In the present study, it was seen that vomiting alone had a better area under ROC
than nausea and vomiting combined. This shows the lack of sensitivity of the subjective
symptom of nausea and the better discriminating ability of the objective parameter—vomiting.
Anorexia—another subjective parameter—also had poor performance. Migratory pain, rebound
tenderness, WBC count, and CRP value, all had an area under ROC above 0.7. Considering
individual parameters, the CRP value was the best performing with an area under ROC
of 0.789, followed by WBC count with an area under ROC of 0.762. The poorest performing
among symptoms and signs was anorexia with an area under ROC of 0.37. The poorest
performing laboratory investigation was shift to left with an area under ROC of 0.65.
CRP was the best overall performing individual parameter in AIRS. WBC count was the
best performing individual parameter in the Alvarado score. However, the combined
scores of Alvarado and AIR score are better than individual parameters in suspected
acute appendicitis.
This study has some limitations. First it is a relatively small size of the study
population. Second is the cross-sectional nature of the study. Third, limitation is
that only patients who underwent appendicectomy for suspected acute appendicitis were
included. Fourth is the observational nature of the study. A prospective trial including
patients with suspected acute appendicitis, evaluating the treatment decisions based
on AIR score is required in the future. Despite these limitations, it is seen from
this study and available literature that the AIR score outperforms the Alvarado score
as a clinical prediction rule in patients with suspected acute appendicitis with higher
specificity. The score is also seen to correlate with the severity of acute appendicitis.

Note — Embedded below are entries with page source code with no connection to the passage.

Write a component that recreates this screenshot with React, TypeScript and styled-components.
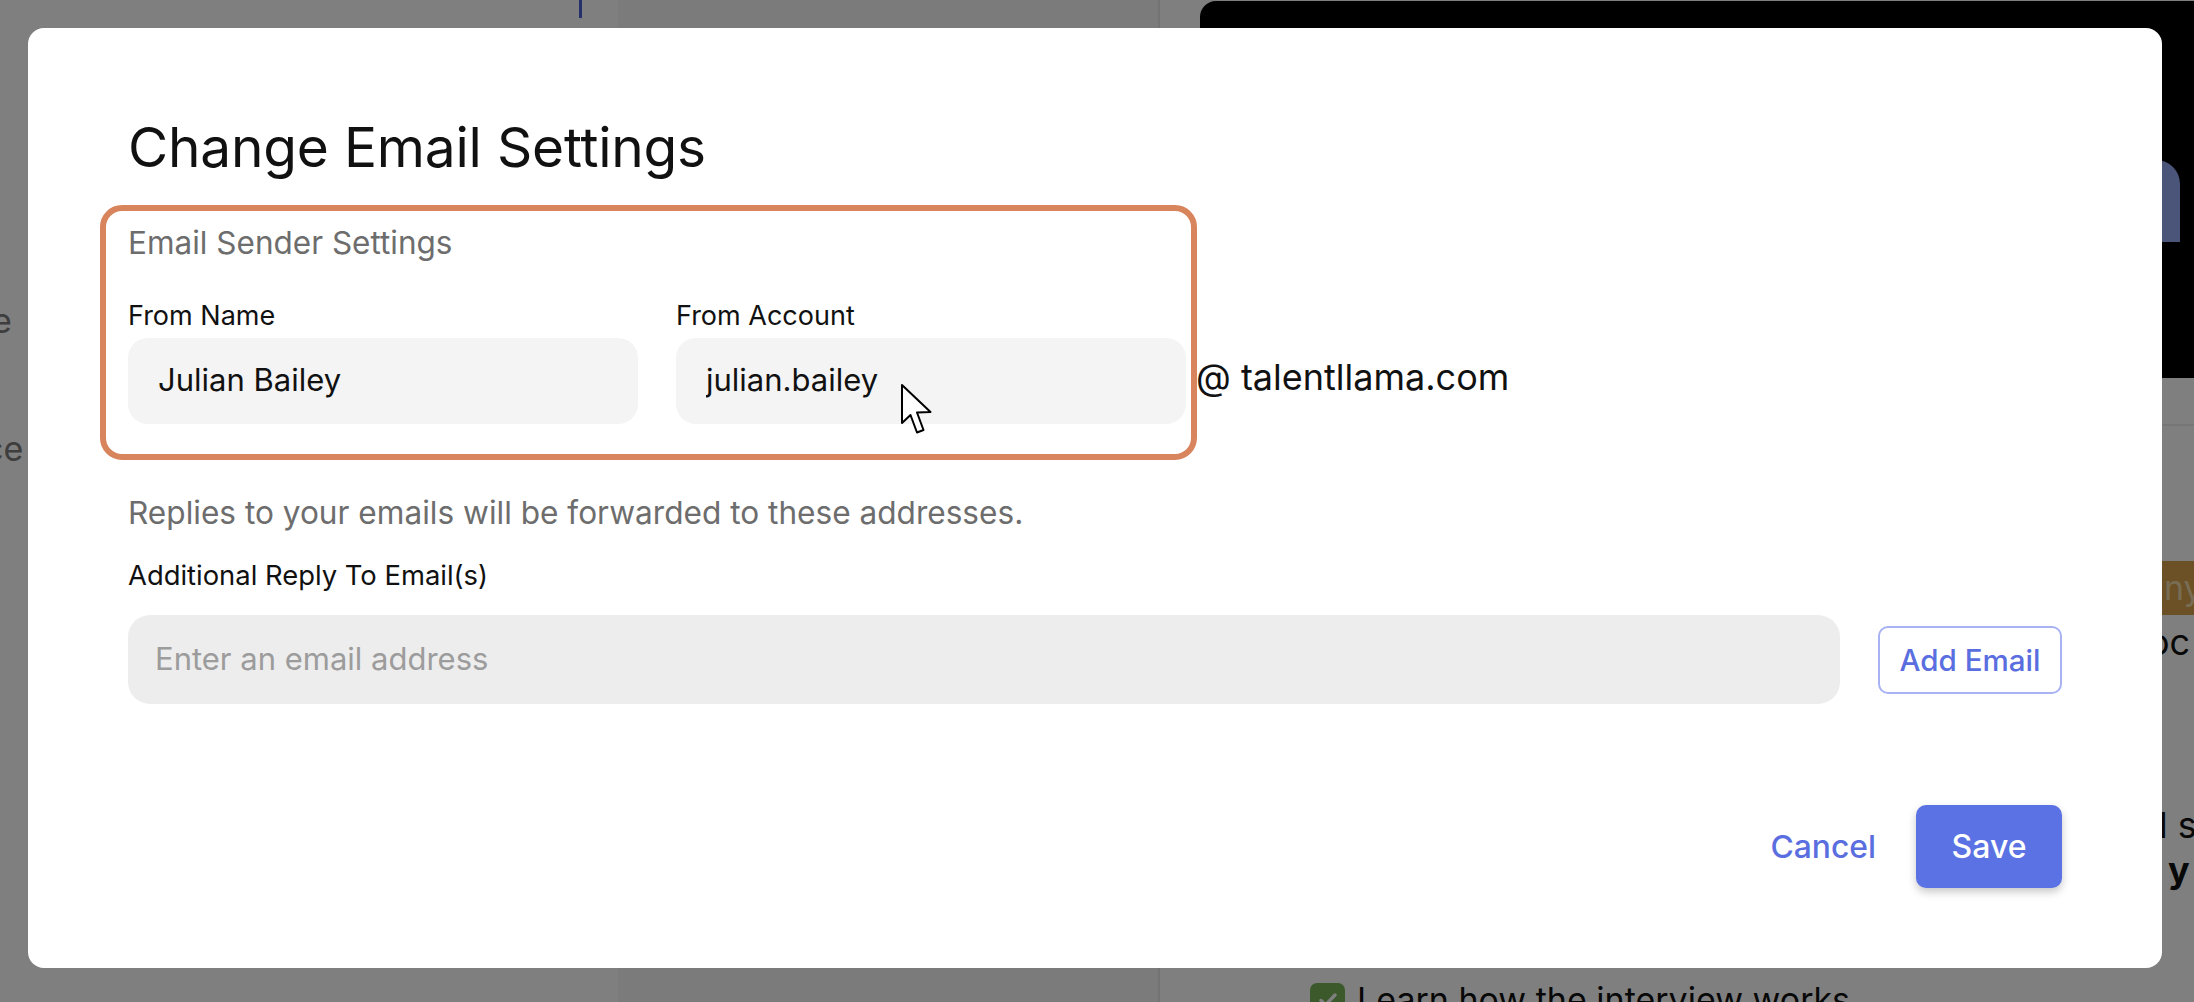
import React from 'react'
import styled, { createGlobalStyle } from 'styled-components'

const GlobalStyle = createGlobalStyle`
  html, body {
    margin: 0;
    padding: 0;
  }
  body {
    font-family: Inter, 'Noto Sans', sans-serif;
    background: #fff;
    color: #111;
  }
  * {
    box-sizing: border-box;
  }
`

const Page = styled.div`
  position: relative;
  width: 2194px;
  height: 1002px;
  overflow: hidden;
  display: flex;
  background: #fff;
`

const Sidebar = styled.aside`
  width: 618px;
  flex: none;
  display: flex;
  flex-direction: column;
  background: #fff;
  overflow: hidden;
`

const TabStrip = styled.div`
  display: flex;
  justify-content: flex-end;
  padding-right: 36px;
  height: 18px;
  flex: none;
`

const TabMark = styled.span`
  width: 3px;
  height: 18px;
  background: #4a5fd6;
`

const SideItem = styled.div<{ $top: number; $shift: number }>`
  flex: none;
  margin-top: ${({ $top }) => $top}px;
  margin-left: ${({ $shift }) => $shift}px;
  font-size: 34px;
  line-height: 40px;
  color: #7c7c7c;
  white-space: nowrap;
`

const Middle = styled.section`
  width: 542px;
  flex: none;
  background: #f7f7f7;
  border-right: 2px solid #e6e6e6;
`

const Main = styled.main`
  flex: 1;
  display: flex;
  flex-direction: column;
  background: #fff;
  overflow: hidden;
  & > * {
    flex: none;
  }
`

const HeroCard = styled.div`
  margin: 1px 0 0 40px;
  height: 377px;
  background: #000;
  border-top-left-radius: 16px;
  display: flex;
  justify-content: flex-end;
  align-items: flex-start;
  padding: 159px 14px 0 0;
`

const HeroGlyph = styled.div`
  width: 47px;
  height: 82px;
  background: #96a9f2;
  border-top-right-radius: 24px;
`

const Divider = styled.div`
  height: 48px;
  border-bottom: 2px solid #ececec;
`

const MainBody = styled.div`
  display: flex;
  flex-direction: column;
  & > * {
    flex: none;
  }
`

const EdgeRow = styled.div<{ $top: number; $indent: number; $bold?: boolean }>`
  margin-top: ${({ $top }) => $top}px;
  padding-left: ${({ $indent }) => $indent}px;
  font-size: 36px;
  line-height: 44px;
  font-weight: ${({ $bold }) => ($bold ? 700 : 400)};
  color: #111;
  white-space: nowrap;
`

const Badge = styled.div`
  margin-top: 135px;
  margin-left: 1000px;
  height: 54px;
  padding-left: 4px;
  background: #d6a24a;
  color: #f3d9a8;
  font-size: 34px;
  line-height: 54px;
  white-space: nowrap;
`

const TaskRow = styled.div`
  margin-top: 87px;
  padding-left: 150px;
  display: flex;
  align-items: center;
  gap: 12px;
  font-size: 34px;
  line-height: 42px;
  color: #111;
  white-space: nowrap;
`

const CheckBox = styled.span`
  width: 35px;
  height: 35px;
  border-radius: 7px;
  background: #77b255;
  display: flex;
  align-items: center;
  justify-content: center;
`

const Backdrop = styled.div`
  position: absolute;
  inset: 0;
  background: rgba(0, 0, 0, 0.5);
  padding: 28px;
  display: flex;
  align-items: flex-start;
`

const Modal = styled.div`
  width: 2134px;
  height: 940px;
  background: #fff;
  border-radius: 16px;
  padding: 85px 100px 0;
  display: flex;
  flex-direction: column;
`

const Title = styled.h1`
  margin: 0;
  font-size: 55px;
  line-height: 68px;
  font-weight: 400;
  color: #111;
  letter-spacing: -0.2px;
`

const SenderSection = styled.section`
  position: relative;
  margin-top: 44px;
`

const Highlight = styled.div`
  position: absolute;
  top: -20px;
  left: -28px;
  width: 1097px;
  height: 255px;
  border: 6px solid #d8845c;
  border-radius: 22px;
  pointer-events: none;
`

const SectionTitle = styled.h2`
  margin: 0;
  font-size: 31.5px;
  line-height: 36px;
  font-weight: 400;
  color: #6d6d6d;
`

const FieldsRow = styled.div`
  margin-top: 39px;
  display: flex;
  align-items: flex-end;
  gap: 38px;
`

const Field = styled.label`
  width: 510px;
  display: flex;
  flex-direction: column;
  gap: 6px;
`

const Label = styled.span`
  font-size: 27px;
  line-height: 32px;
  color: #111;
`

const InputWrap = styled.div`
  position: relative;
`

const TextInput = styled.input<{ $tone?: 'light' | 'mid' }>`
  width: 100%;
  height: 86px;
  border: none;
  outline: none;
  border-radius: 20px;
  padding: 0 30px 3px;
  background: ${({ $tone }) => ($tone === 'mid' ? '#ededed' : '#f4f4f4')};
  font-family: Inter, 'Noto Sans', sans-serif;
  font-size: 31px;
  color: #111;
  &::placeholder {
    color: #9c9c9c;
  }
`

const Domain = styled.span`
  margin-left: -28px;
  height: 86px;
  line-height: 79px;
  font-size: 36px;
  color: #111;
  white-space: nowrap;
`

const Pointer = styled.svg`
  position: absolute;
  left: 224px;
  top: 45px;
  width: 33px;
  height: 52px;
`

const Hint = styled.p`
  margin: 71px 0 0;
  font-size: 31.6px;
  line-height: 36px;
  color: #6d6d6d;
`

const ReplyLabel = styled(Label)`
  margin-top: 28px;
  font-size: 27.4px;
`

const ReplyRow = styled.div`
  margin-top: 24px;
  display: flex;
  align-items: center;
  gap: 38px;
`

const EmailInput = styled(TextInput)`
  flex: 1;
  height: 89px;
  border-radius: 22px;
  padding: 0 27px 3px;
  font-size: 31px;
`

const OutlineButton = styled.button`
  width: 184px;
  height: 68px;
  flex: none;
  border: 2px solid #a9b3f4;
  border-radius: 10px;
  background: #fff;
  color: #5a6ee0;
  font-family: Inter, 'Noto Sans', sans-serif;
  font-size: 29.6px;
  font-weight: 500;
  padding: 0;
  cursor: pointer;
`

const Footer = styled.div`
  margin-top: 101px;
  display: flex;
  justify-content: flex-end;
  align-items: center;
  gap: 40px;
`

const TextButton = styled.button`
  border: none;
  background: none;
  padding: 0;
  color: #5a6ee0;
  font-family: Inter, 'Noto Sans', sans-serif;
  font-size: 31.8px;
  font-weight: 500;
  cursor: pointer;
`

const PrimaryButton = styled.button`
  width: 146px;
  height: 83px;
  border: none;
  border-radius: 10px;
  background: #5a72e4;
  color: #fff;
  font-family: Inter, 'Noto Sans', sans-serif;
  font-size: 32px;
  font-weight: 500;
  box-shadow: 0 4px 8px rgba(0, 0, 0, 0.22);
  cursor: pointer;
`

const App = () => {
  return (
    <>
      <GlobalStyle />
      <Page>
        <Sidebar>
          <TabStrip>
            <TabMark />
          </TabStrip>
          <SideItem $top={283} $shift={-8}>
            e
          </SideItem>
          <SideItem $top={88} $shift={-16}>
            ce
          </SideItem>
        </Sidebar>
        <Middle />
        <Main>
          <HeroCard>
            <HeroGlyph />
          </HeroCard>
          <Divider />
          <MainBody>
            <Badge>ny</Badge>
            <EdgeRow $top={5} $indent={988}>
              oc
            </EdgeRow>
            <EdgeRow $top={139} $indent={999}>
              l s
            </EdgeRow>
            <EdgeRow $top={1} $indent={1008} $bold>
              y
            </EdgeRow>
            <TaskRow>
              <CheckBox>
                <svg width='24' height='24' viewBox='0 0 24 24'>
                  <path d='M5 12.5l4.5 4.5L19 7' fill='none' stroke='#fff' strokeWidth='3.4' strokeLinecap='round' strokeLinejoin='round' />
                </svg>
              </CheckBox>
              Learn how the interview works
            </TaskRow>
          </MainBody>
        </Main>

        <Backdrop>
          <Modal>
            <Title>Change Email Settings</Title>
            <SenderSection>
              <SectionTitle>Email Sender Settings</SectionTitle>
              <FieldsRow>
                <Field>
                  <Label>From Name</Label>
                  <InputWrap>
                    <TextInput defaultValue='Julian Bailey' />
                  </InputWrap>
                </Field>
                <Field>
                  <Label>From Account</Label>
                  <InputWrap>
                    <TextInput defaultValue='julian.bailey' />
                    <Pointer viewBox='0 0 33 52'>
                      <path
                        d='M2 2 V40 L10.5 32 L17 49.5 L23.5 47 L17 29.5 L30.5 29 Z'
                        fill='#fff'
                        stroke='#000'
                        strokeWidth='2'
                        strokeLinejoin='round'
                      />
                    </Pointer>
                  </InputWrap>
                </Field>
                <Domain>@ talentllama.com</Domain>
              </FieldsRow>
              <Highlight />
            </SenderSection>

            <Hint>Replies to your emails will be forwarded to these addresses.</Hint>
            <ReplyLabel>Additional Reply To Email(s)</ReplyLabel>
            <ReplyRow>
              <EmailInput $tone='mid' placeholder='Enter an email address' />
              <OutlineButton>Add Email</OutlineButton>
            </ReplyRow>

            <Footer>
              <TextButton>Cancel</TextButton>
              <PrimaryButton>Save</PrimaryButton>
            </Footer>
          </Modal>
        </Backdrop>
      </Page>
    </>
  )
}

export default App
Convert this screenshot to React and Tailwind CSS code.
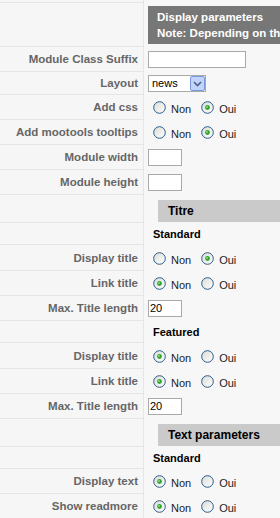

Use of AIR score may thus decrease the rate of negative appendicectomies. The AIR
score is especially useful in situations where imaging is inconclusive and also in
resource-limited areas where radiological imaging is not available.
Conclusion
The AIR score which is a recently developed score outperforms the Alvarado score.
The ease of application of the score, the sound construction, grading of parameters,
avoiding of subjective parameters, and the introduction of CRP into scoring all make
the appendicitis inflammatory response score into an attractive clinical prediction
rule with higher specificity. The use of AIR score in resource-limited settings can
decrease the rate of negative appendicectomy.